-- START --
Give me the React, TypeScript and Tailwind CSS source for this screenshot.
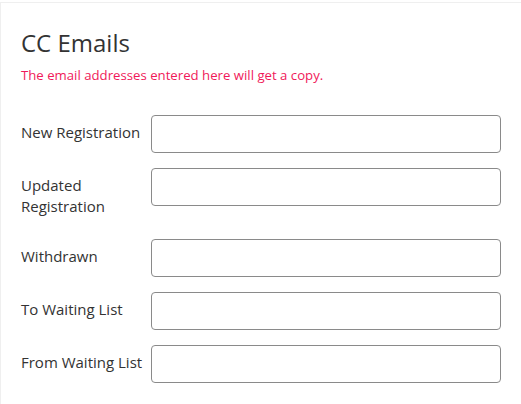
const rows = [
  "New Registration",
  "Updated Registration",
  "Withdrawn",
  "To Waiting List",
  "From Waiting List",
];

export default function App() {
  return (
    <div className="flex min-h-screen flex-col bg-white pt-[2px] font-['Open_Sans',sans-serif] text-[#333]">
      <div className="flex-1 border-l border-t border-[#efefef] px-5 pt-[26px]">
        <h4 className="text-[24px] leading-[1.2]">CC Emails</h4>
        <p className="mt-[7px] text-[13.2px] leading-[20px] text-[#f0195a]">
          The email addresses entered here will get a copy.
        </p>
        <div className="mt-[30px]">
          {rows.map((label) => (
            <div key={label} className="mb-[15px] flex items-start">
              <label className="w-[130px] shrink-0 py-[7px] text-[15px] leading-[21px]">
                {label}
              </label>
              <input
                type="text"
                className="h-[38px] min-w-0 flex-1 rounded-[4px] border border-[#8a8a8a] bg-white px-3 outline-none"
              />
            </div>
          ))}
        </div>
      </div>
    </div>
  );
}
-- END --
Without including any picture, repeat the data exactly.

CORRECT RESULT:
Give me the React, TypeScript and Tailwind CSS source for this screenshot.
const rows = [
  "New Registration",
  "Updated Registration",
  "Withdrawn",
  "To Waiting List",
  "From Waiting List",
];

export default function App() {
  return (
    <div className="flex min-h-screen flex-col bg-white pt-[2px] font-['Open_Sans',sans-serif] text-[#333]">
      <div className="flex-1 border-l border-t border-[#efefef] px-5 pt-[26px]">
        <h4 className="text-[24px] leading-[1.2]">CC Emails</h4>
        <p className="mt-[7px] text-[13.2px] leading-[20px] text-[#f0195a]">
          The email addresses entered here will get a copy.
        </p>
        <div className="mt-[30px]">
          {rows.map((label) => (
            <div key={label} className="mb-[15px] flex items-start">
              <label className="w-[130px] shrink-0 py-[7px] text-[15px] leading-[21px]">
                {label}
              </label>
              <input
                type="text"
                className="h-[38px] min-w-0 flex-1 rounded-[4px] border border-[#8a8a8a] bg-white px-3 outline-none"
              />
            </div>
          ))}
        </div>
      </div>
    </div>
  );
}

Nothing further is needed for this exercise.